OBJECTIVE: Restate each line word for word. Leave out every picture.

DATASET CONTENT:
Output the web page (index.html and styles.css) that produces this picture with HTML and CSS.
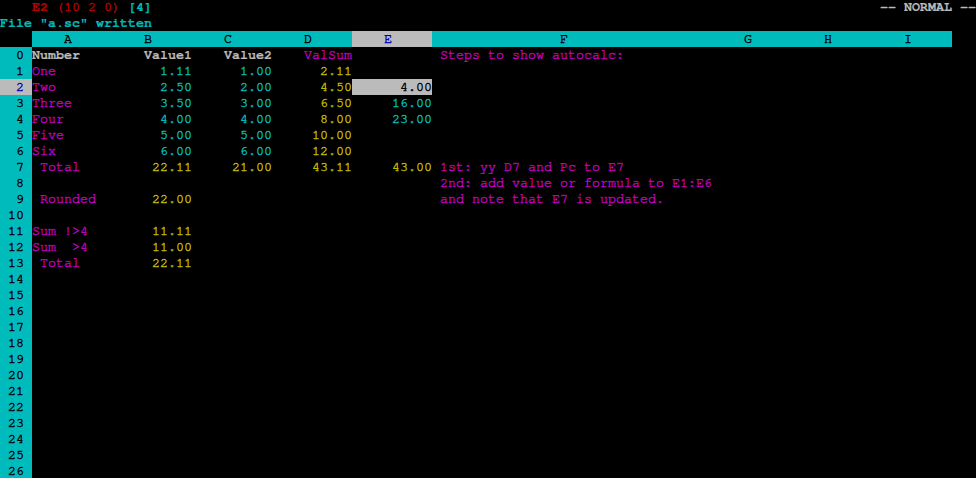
FILE: index.html
```html
<!DOCTYPE html>
<html>
<head>
<meta charset="utf-8">
<link rel="stylesheet" href="styles.css">
</head>
<body>
<div class="screen">
  <div class="status">
    <span class="pos"><b class="red">E2</b> <span class="red">(10 2 0)</span> <b class="cy">[4]</b></span>
    <b class="mode">-- NORMAL --</b>
  </div>
  <div class="msg">File "a.sc" written</div>

  <div class="row head">
    <span class="rn"></span>
    <span class="h">A</span><span class="h">B</span><span class="h">C</span><span class="h">D</span><span class="h sel">E</span><span class="h wide">F</span><span class="h">G</span><span class="h">H</span><span class="h">I</span>
  </div>

  <div class="row"><span class="rn">0</span><b class="cA l w">Number</b><b class="cB r w">Value1</b><b class="cC r w">Value2</b><span class="cD r m">ValSum</span><span class="cF l m"> Steps to show autocalc:</span></div>
  <div class="row"><span class="rn">1</span><span class="cA l m">One</span><span class="cB r c">1.11</span><span class="cC r c">1.00</span><span class="cD r y">2.11</span></div>
  <div class="row"><span class="rn cur">2</span><span class="cA l m">Two</span><span class="cB r c">2.50</span><span class="cC r c">2.00</span><span class="cD r y">4.50</span><span class="cE r hl">4.00</span></div>
  <div class="row"><span class="rn">3</span><span class="cA l m">Three</span><span class="cB r c">3.50</span><span class="cC r c">3.00</span><span class="cD r y">6.50</span><span class="cE r c">16.00</span></div>
  <div class="row"><span class="rn">4</span><span class="cA l m">Four</span><span class="cB r c">4.00</span><span class="cC r c">4.00</span><span class="cD r y">8.00</span><span class="cE r c">23.00</span></div>
  <div class="row"><span class="rn">5</span><span class="cA l m">Five</span><span class="cB r c">5.00</span><span class="cC r c">5.00</span><span class="cD r y">10.00</span></div>
  <div class="row"><span class="rn">6</span><span class="cA l m">Six</span><span class="cB r c">6.00</span><span class="cC r c">6.00</span><span class="cD r y">12.00</span></div>
  <div class="row"><span class="rn">7</span><span class="cA l m"> Total</span><span class="cB r y">22.11</span><span class="cC r y">21.00</span><span class="cD r y">43.11</span><span class="cE r y">43.00</span><span class="cF l m"> 1st: yy D7 and Pc to E7</span></div>
  <div class="row"><span class="rn">8</span><span class="cF l m"> 2nd: add value or formula to E1:E6</span></div>
  <div class="row"><span class="rn">9</span><span class="cA l m"> Rounded</span><span class="cB r y">22.00</span><span class="cF l m"> and note that E7 is updated.</span></div>
  <div class="row"><span class="rn">10</span></div>
  <div class="row"><span class="rn">11</span><span class="cA l m">Sum !&gt;4</span><span class="cB r y">11.11</span></div>
  <div class="row"><span class="rn">12</span><span class="cA l m">Sum  &gt;4</span><span class="cB r y">11.00</span></div>
  <div class="row"><span class="rn">13</span><span class="cA l m"> Total</span><span class="cB r y">22.11</span></div>
  <div class="row"><span class="rn">14</span></div>
  <div class="row"><span class="rn">15</span></div>
  <div class="row"><span class="rn">16</span></div>
  <div class="row"><span class="rn">17</span></div>
  <div class="row"><span class="rn">18</span></div>
  <div class="row"><span class="rn">19</span></div>
  <div class="row"><span class="rn">20</span></div>
  <div class="row"><span class="rn">21</span></div>
  <div class="row"><span class="rn">22</span></div>
  <div class="row"><span class="rn">23</span></div>
  <div class="row"><span class="rn">24</span></div>
  <div class="row"><span class="rn">25</span></div>
  <div class="row"><span class="rn">26</span></div>
</div>
</body>
</html>
```

FILE: styles.css
```css
html, body {
  margin: 0;
  padding: 0;
  background: #000;
  overflow: hidden;
}
.screen {
  margin-top: -1px;
  font-family: "Nimbus Mono PS", "Nimbus Mono L", "FreeMono", "Courier New", "Liberation Mono", monospace;
  font-size: 13.333px;
  line-height: 16px;
  color: #bbbbbb;
  -webkit-text-stroke: 0.45px currentColor;
}
b { font-weight: bold; -webkit-text-stroke: 0.2px currentColor; }
.status {
  display: flex;
  justify-content: space-between;
  height: 16px;
}
.pos { padding-left: 32px; }
.red { color: #bb0000; }
.cy { color: #00bbbb; }
.mode { color: #bbbbbb; white-space: pre; }
.msg {
  height: 16px;
  color: #00bbbb;
  font-weight: bold;
  white-space: pre;
  -webkit-text-stroke: 0.2px currentColor;
}
.row {
  display: grid;
  grid-template-columns: 32px repeat(5, 80px) 280px repeat(3, 80px);
  height: 16px;
}
.row > * {
  white-space: pre;
  height: 16px;
  overflow: hidden;
}
.rn {
  grid-column: 1;
  background: #00bbbb;
  color: #000;
  text-align: right;
  padding-right: 8px;
}
.rn.cur {
  background: #bbbbbb;
  color: #0000bb;
}
.head .rn { background: #000; }
.h {
  background: #00bbbb;
  color: #000;
  padding-left: 32px;
}
.h.sel {
  background: #bbbbbb;
  color: #0000bb;
}
.h.wide { padding-left: 128px; }
.cA { grid-column: 2; }
.cB { grid-column: 3; }
.cC { grid-column: 4; }
.cD { grid-column: 5; }
.cE { grid-column: 6; }
.cF { grid-column: 7; }
.l { text-align: left; }
.r { text-align: right; }
.w { color: #bbbbbb; }
.m { color: #bb00bb; }
.y { color: #bbbb00; }
.c { color: #00bbbb; }
.hl { background: #bbbbbb; color: #000; }
```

REPLY:
Output the web page (index.html and styles.css) that produces this picture with HTML and CSS.
FILE: index.html
```html
<!DOCTYPE html>
<html>
<head>
<meta charset="utf-8">
<link rel="stylesheet" href="styles.css">
</head>
<body>
<div class="screen">
  <div class="status">
    <span class="pos"><b class="red">E2</b> <span class="red">(10 2 0)</span> <b class="cy">[4]</b></span>
    <b class="mode">-- NORMAL --</b>
  </div>
  <div class="msg">File "a.sc" written</div>

  <div class="row head">
    <span class="rn"></span>
    <span class="h">A</span><span class="h">B</span><span class="h">C</span><span class="h">D</span><span class="h sel">E</span><span class="h wide">F</span><span class="h">G</span><span class="h">H</span><span class="h">I</span>
  </div>

  <div class="row"><span class="rn">0</span><b class="cA l w">Number</b><b class="cB r w">Value1</b><b class="cC r w">Value2</b><span class="cD r m">ValSum</span><span class="cF l m"> Steps to show autocalc:</span></div>
  <div class="row"><span class="rn">1</span><span class="cA l m">One</span><span class="cB r c">1.11</span><span class="cC r c">1.00</span><span class="cD r y">2.11</span></div>
  <div class="row"><span class="rn cur">2</span><span class="cA l m">Two</span><span class="cB r c">2.50</span><span class="cC r c">2.00</span><span class="cD r y">4.50</span><span class="cE r hl">4.00</span></div>
  <div class="row"><span class="rn">3</span><span class="cA l m">Three</span><span class="cB r c">3.50</span><span class="cC r c">3.00</span><span class="cD r y">6.50</span><span class="cE r c">16.00</span></div>
  <div class="row"><span class="rn">4</span><span class="cA l m">Four</span><span class="cB r c">4.00</span><span class="cC r c">4.00</span><span class="cD r y">8.00</span><span class="cE r c">23.00</span></div>
  <div class="row"><span class="rn">5</span><span class="cA l m">Five</span><span class="cB r c">5.00</span><span class="cC r c">5.00</span><span class="cD r y">10.00</span></div>
  <div class="row"><span class="rn">6</span><span class="cA l m">Six</span><span class="cB r c">6.00</span><span class="cC r c">6.00</span><span class="cD r y">12.00</span></div>
  <div class="row"><span class="rn">7</span><span class="cA l m"> Total</span><span class="cB r y">22.11</span><span class="cC r y">21.00</span><span class="cD r y">43.11</span><span class="cE r y">43.00</span><span class="cF l m"> 1st: yy D7 and Pc to E7</span></div>
  <div class="row"><span class="rn">8</span><span class="cF l m"> 2nd: add value or formula to E1:E6</span></div>
  <div class="row"><span class="rn">9</span><span class="cA l m"> Rounded</span><span class="cB r y">22.00</span><span class="cF l m"> and note that E7 is updated.</span></div>
  <div class="row"><span class="rn">10</span></div>
  <div class="row"><span class="rn">11</span><span class="cA l m">Sum !&gt;4</span><span class="cB r y">11.11</span></div>
  <div class="row"><span class="rn">12</span><span class="cA l m">Sum  &gt;4</span><span class="cB r y">11.00</span></div>
  <div class="row"><span class="rn">13</span><span class="cA l m"> Total</span><span class="cB r y">22.11</span></div>
  <div class="row"><span class="rn">14</span></div>
  <div class="row"><span class="rn">15</span></div>
  <div class="row"><span class="rn">16</span></div>
  <div class="row"><span class="rn">17</span></div>
  <div class="row"><span class="rn">18</span></div>
  <div class="row"><span class="rn">19</span></div>
  <div class="row"><span class="rn">20</span></div>
  <div class="row"><span class="rn">21</span></div>
  <div class="row"><span class="rn">22</span></div>
  <div class="row"><span class="rn">23</span></div>
  <div class="row"><span class="rn">24</span></div>
  <div class="row"><span class="rn">25</span></div>
  <div class="row"><span class="rn">26</span></div>
</div>
</body>
</html>
```

FILE: styles.css
```css
html, body {
  margin: 0;
  padding: 0;
  background: #000;
  overflow: hidden;
}
.screen {
  margin-top: -1px;
  font-family: "Nimbus Mono PS", "Nimbus Mono L", "FreeMono", "Courier New", "Liberation Mono", monospace;
  font-size: 13.333px;
  line-height: 16px;
  color: #bbbbbb;
  -webkit-text-stroke: 0.45px currentColor;
}
b { font-weight: bold; -webkit-text-stroke: 0.2px currentColor; }
.status {
  display: flex;
  justify-content: space-between;
  height: 16px;
}
.pos { padding-left: 32px; }
.red { color: #bb0000; }
.cy { color: #00bbbb; }
.mode { color: #bbbbbb; white-space: pre; }
.msg {
  height: 16px;
  color: #00bbbb;
  font-weight: bold;
  white-space: pre;
  -webkit-text-stroke: 0.2px currentColor;
}
.row {
  display: grid;
  grid-template-columns: 32px repeat(5, 80px) 280px repeat(3, 80px);
  height: 16px;
}
.row > * {
  white-space: pre;
  height: 16px;
  overflow: hidden;
}
.rn {
  grid-column: 1;
  background: #00bbbb;
  color: #000;
  text-align: right;
  padding-right: 8px;
}
.rn.cur {
  background: #bbbbbb;
  color: #0000bb;
}
.head .rn { background: #000; }
.h {
  background: #00bbbb;
  color: #000;
  padding-left: 32px;
}
.h.sel {
  background: #bbbbbb;
  color: #0000bb;
}
.h.wide { padding-left: 128px; }
.cA { grid-column: 2; }
.cB { grid-column: 3; }
.cC { grid-column: 4; }
.cD { grid-column: 5; }
.cE { grid-column: 6; }
.cF { grid-column: 7; }
.l { text-align: left; }
.r { text-align: right; }
.w { color: #bbbbbb; }
.m { color: #bb00bb; }
.y { color: #bbbb00; }
.c { color: #00bbbb; }
.hl { background: #bbbbbb; color: #000; }
```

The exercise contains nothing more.